§ REQUEST
Reproduce the lines of the material exactly, excluding every image.

========================================

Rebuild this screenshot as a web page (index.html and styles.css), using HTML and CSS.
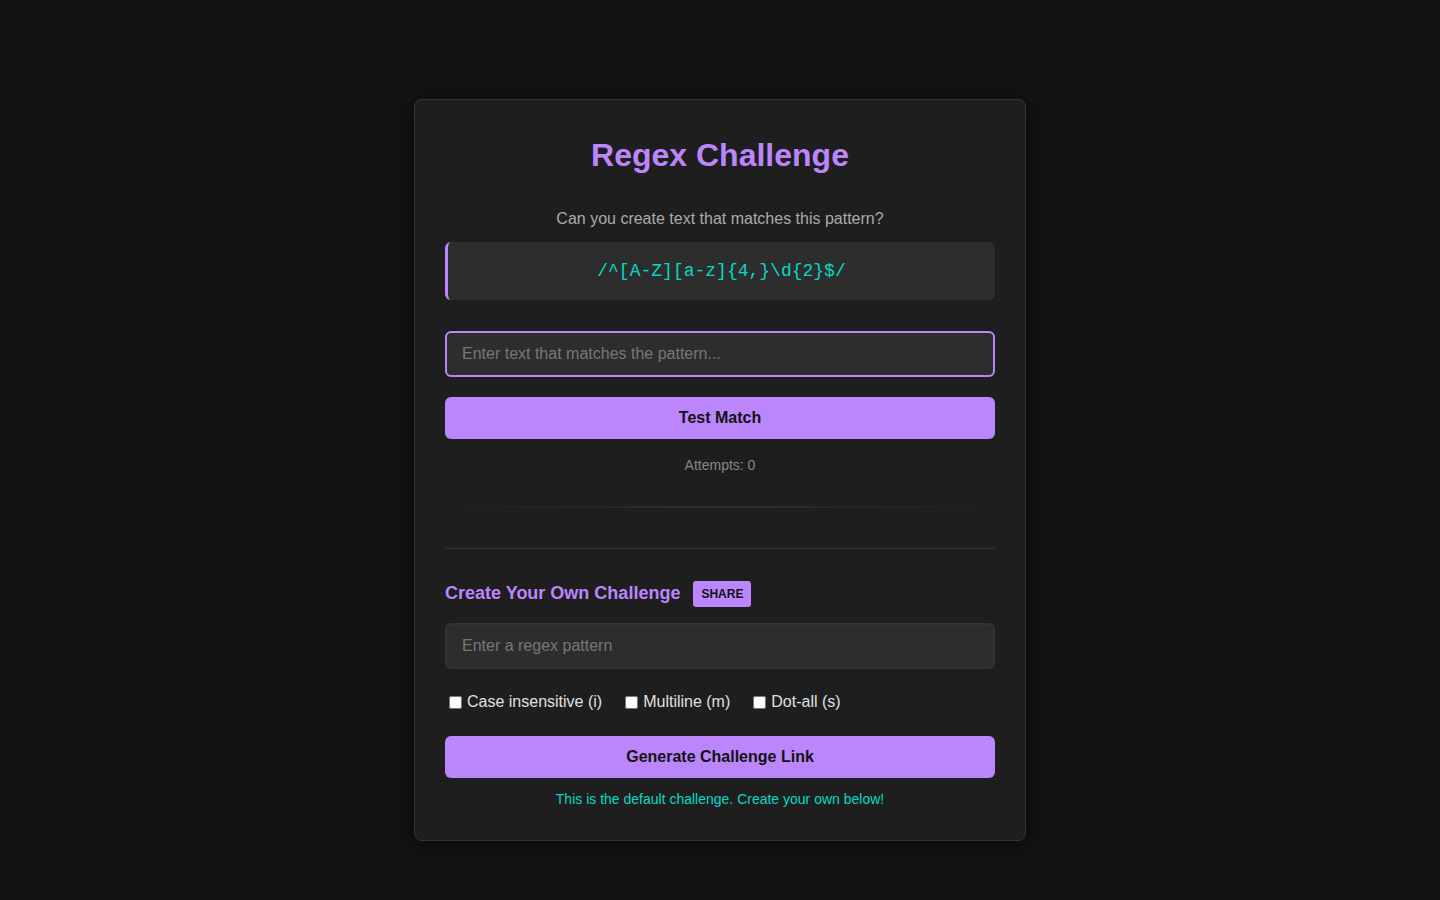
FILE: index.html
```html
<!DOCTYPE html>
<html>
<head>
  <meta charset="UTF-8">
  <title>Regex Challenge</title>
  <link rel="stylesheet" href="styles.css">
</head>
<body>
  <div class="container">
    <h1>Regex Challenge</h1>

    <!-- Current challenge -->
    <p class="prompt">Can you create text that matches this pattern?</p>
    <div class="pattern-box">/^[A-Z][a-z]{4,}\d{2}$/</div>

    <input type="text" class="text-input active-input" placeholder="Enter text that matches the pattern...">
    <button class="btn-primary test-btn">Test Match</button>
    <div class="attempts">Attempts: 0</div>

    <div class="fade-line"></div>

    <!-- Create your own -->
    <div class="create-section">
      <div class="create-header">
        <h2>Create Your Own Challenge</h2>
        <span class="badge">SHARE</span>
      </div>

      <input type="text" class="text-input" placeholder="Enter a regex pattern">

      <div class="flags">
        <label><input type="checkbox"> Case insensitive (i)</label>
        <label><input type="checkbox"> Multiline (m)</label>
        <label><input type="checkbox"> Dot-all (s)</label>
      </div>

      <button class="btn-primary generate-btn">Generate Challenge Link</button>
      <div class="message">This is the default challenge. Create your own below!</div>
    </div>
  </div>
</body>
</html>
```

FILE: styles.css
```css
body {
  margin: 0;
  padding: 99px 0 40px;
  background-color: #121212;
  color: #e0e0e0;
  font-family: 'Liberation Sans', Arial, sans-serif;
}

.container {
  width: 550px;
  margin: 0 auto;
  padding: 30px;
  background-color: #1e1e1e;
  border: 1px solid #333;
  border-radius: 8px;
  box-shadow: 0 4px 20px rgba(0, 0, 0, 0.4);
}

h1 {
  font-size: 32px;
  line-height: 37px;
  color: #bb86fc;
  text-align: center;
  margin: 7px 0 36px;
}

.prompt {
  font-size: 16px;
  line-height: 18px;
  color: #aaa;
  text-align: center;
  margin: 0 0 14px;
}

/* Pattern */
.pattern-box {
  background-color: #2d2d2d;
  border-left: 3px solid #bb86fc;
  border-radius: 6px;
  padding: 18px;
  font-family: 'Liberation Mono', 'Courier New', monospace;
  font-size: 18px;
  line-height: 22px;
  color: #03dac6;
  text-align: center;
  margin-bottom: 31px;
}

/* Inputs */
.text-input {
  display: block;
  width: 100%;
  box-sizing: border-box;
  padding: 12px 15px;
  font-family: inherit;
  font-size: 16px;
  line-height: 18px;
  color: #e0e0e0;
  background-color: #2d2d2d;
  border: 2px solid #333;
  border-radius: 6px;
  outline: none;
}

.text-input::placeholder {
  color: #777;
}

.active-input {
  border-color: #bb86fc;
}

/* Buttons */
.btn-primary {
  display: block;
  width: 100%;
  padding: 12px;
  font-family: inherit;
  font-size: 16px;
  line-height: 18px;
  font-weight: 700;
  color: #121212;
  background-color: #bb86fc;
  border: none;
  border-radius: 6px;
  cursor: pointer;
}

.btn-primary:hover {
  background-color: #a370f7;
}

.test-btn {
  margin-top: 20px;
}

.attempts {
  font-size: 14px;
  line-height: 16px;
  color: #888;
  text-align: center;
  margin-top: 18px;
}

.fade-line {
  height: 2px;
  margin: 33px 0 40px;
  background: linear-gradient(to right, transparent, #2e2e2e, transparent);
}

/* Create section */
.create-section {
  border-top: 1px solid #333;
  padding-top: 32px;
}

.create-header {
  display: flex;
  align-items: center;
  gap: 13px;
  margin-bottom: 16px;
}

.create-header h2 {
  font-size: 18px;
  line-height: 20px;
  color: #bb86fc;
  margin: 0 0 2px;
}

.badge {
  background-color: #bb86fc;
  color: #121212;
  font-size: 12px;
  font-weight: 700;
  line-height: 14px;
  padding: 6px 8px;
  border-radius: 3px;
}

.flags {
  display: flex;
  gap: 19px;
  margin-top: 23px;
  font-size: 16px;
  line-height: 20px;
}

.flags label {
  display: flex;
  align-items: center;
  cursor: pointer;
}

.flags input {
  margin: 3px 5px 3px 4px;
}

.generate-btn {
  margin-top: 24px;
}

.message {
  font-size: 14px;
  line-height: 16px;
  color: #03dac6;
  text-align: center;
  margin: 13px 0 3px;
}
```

========================================

§ FINAL RESULT
Rebuild this screenshot as a web page (index.html and styles.css), using HTML and CSS.
FILE: index.html
```html
<!DOCTYPE html>
<html>
<head>
  <meta charset="UTF-8">
  <title>Regex Challenge</title>
  <link rel="stylesheet" href="styles.css">
</head>
<body>
  <div class="container">
    <h1>Regex Challenge</h1>

    <!-- Current challenge -->
    <p class="prompt">Can you create text that matches this pattern?</p>
    <div class="pattern-box">/^[A-Z][a-z]{4,}\d{2}$/</div>

    <input type="text" class="text-input active-input" placeholder="Enter text that matches the pattern...">
    <button class="btn-primary test-btn">Test Match</button>
    <div class="attempts">Attempts: 0</div>

    <div class="fade-line"></div>

    <!-- Create your own -->
    <div class="create-section">
      <div class="create-header">
        <h2>Create Your Own Challenge</h2>
        <span class="badge">SHARE</span>
      </div>

      <input type="text" class="text-input" placeholder="Enter a regex pattern">

      <div class="flags">
        <label><input type="checkbox"> Case insensitive (i)</label>
        <label><input type="checkbox"> Multiline (m)</label>
        <label><input type="checkbox"> Dot-all (s)</label>
      </div>

      <button class="btn-primary generate-btn">Generate Challenge Link</button>
      <div class="message">This is the default challenge. Create your own below!</div>
    </div>
  </div>
</body>
</html>
```

FILE: styles.css
```css
body {
  margin: 0;
  padding: 99px 0 40px;
  background-color: #121212;
  color: #e0e0e0;
  font-family: 'Liberation Sans', Arial, sans-serif;
}

.container {
  width: 550px;
  margin: 0 auto;
  padding: 30px;
  background-color: #1e1e1e;
  border: 1px solid #333;
  border-radius: 8px;
  box-shadow: 0 4px 20px rgba(0, 0, 0, 0.4);
}

h1 {
  font-size: 32px;
  line-height: 37px;
  color: #bb86fc;
  text-align: center;
  margin: 7px 0 36px;
}

.prompt {
  font-size: 16px;
  line-height: 18px;
  color: #aaa;
  text-align: center;
  margin: 0 0 14px;
}

/* Pattern */
.pattern-box {
  background-color: #2d2d2d;
  border-left: 3px solid #bb86fc;
  border-radius: 6px;
  padding: 18px;
  font-family: 'Liberation Mono', 'Courier New', monospace;
  font-size: 18px;
  line-height: 22px;
  color: #03dac6;
  text-align: center;
  margin-bottom: 31px;
}

/* Inputs */
.text-input {
  display: block;
  width: 100%;
  box-sizing: border-box;
  padding: 12px 15px;
  font-family: inherit;
  font-size: 16px;
  line-height: 18px;
  color: #e0e0e0;
  background-color: #2d2d2d;
  border: 2px solid #333;
  border-radius: 6px;
  outline: none;
}

.text-input::placeholder {
  color: #777;
}

.active-input {
  border-color: #bb86fc;
}

/* Buttons */
.btn-primary {
  display: block;
  width: 100%;
  padding: 12px;
  font-family: inherit;
  font-size: 16px;
  line-height: 18px;
  font-weight: 700;
  color: #121212;
  background-color: #bb86fc;
  border: none;
  border-radius: 6px;
  cursor: pointer;
}

.btn-primary:hover {
  background-color: #a370f7;
}

.test-btn {
  margin-top: 20px;
}

.attempts {
  font-size: 14px;
  line-height: 16px;
  color: #888;
  text-align: center;
  margin-top: 18px;
}

.fade-line {
  height: 2px;
  margin: 33px 0 40px;
  background: linear-gradient(to right, transparent, #2e2e2e, transparent);
}

/* Create section */
.create-section {
  border-top: 1px solid #333;
  padding-top: 32px;
}

.create-header {
  display: flex;
  align-items: center;
  gap: 13px;
  margin-bottom: 16px;
}

.create-header h2 {
  font-size: 18px;
  line-height: 20px;
  color: #bb86fc;
  margin: 0 0 2px;
}

.badge {
  background-color: #bb86fc;
  color: #121212;
  font-size: 12px;
  font-weight: 700;
  line-height: 14px;
  padding: 6px 8px;
  border-radius: 3px;
}

.flags {
  display: flex;
  gap: 19px;
  margin-top: 23px;
  font-size: 16px;
  line-height: 20px;
}

.flags label {
  display: flex;
  align-items: center;
  cursor: pointer;
}

.flags input {
  margin: 3px 5px 3px 4px;
}

.generate-btn {
  margin-top: 24px;
}

.message {
  font-size: 14px;
  line-height: 16px;
  color: #03dac6;
  text-align: center;
  margin: 13px 0 3px;
}
```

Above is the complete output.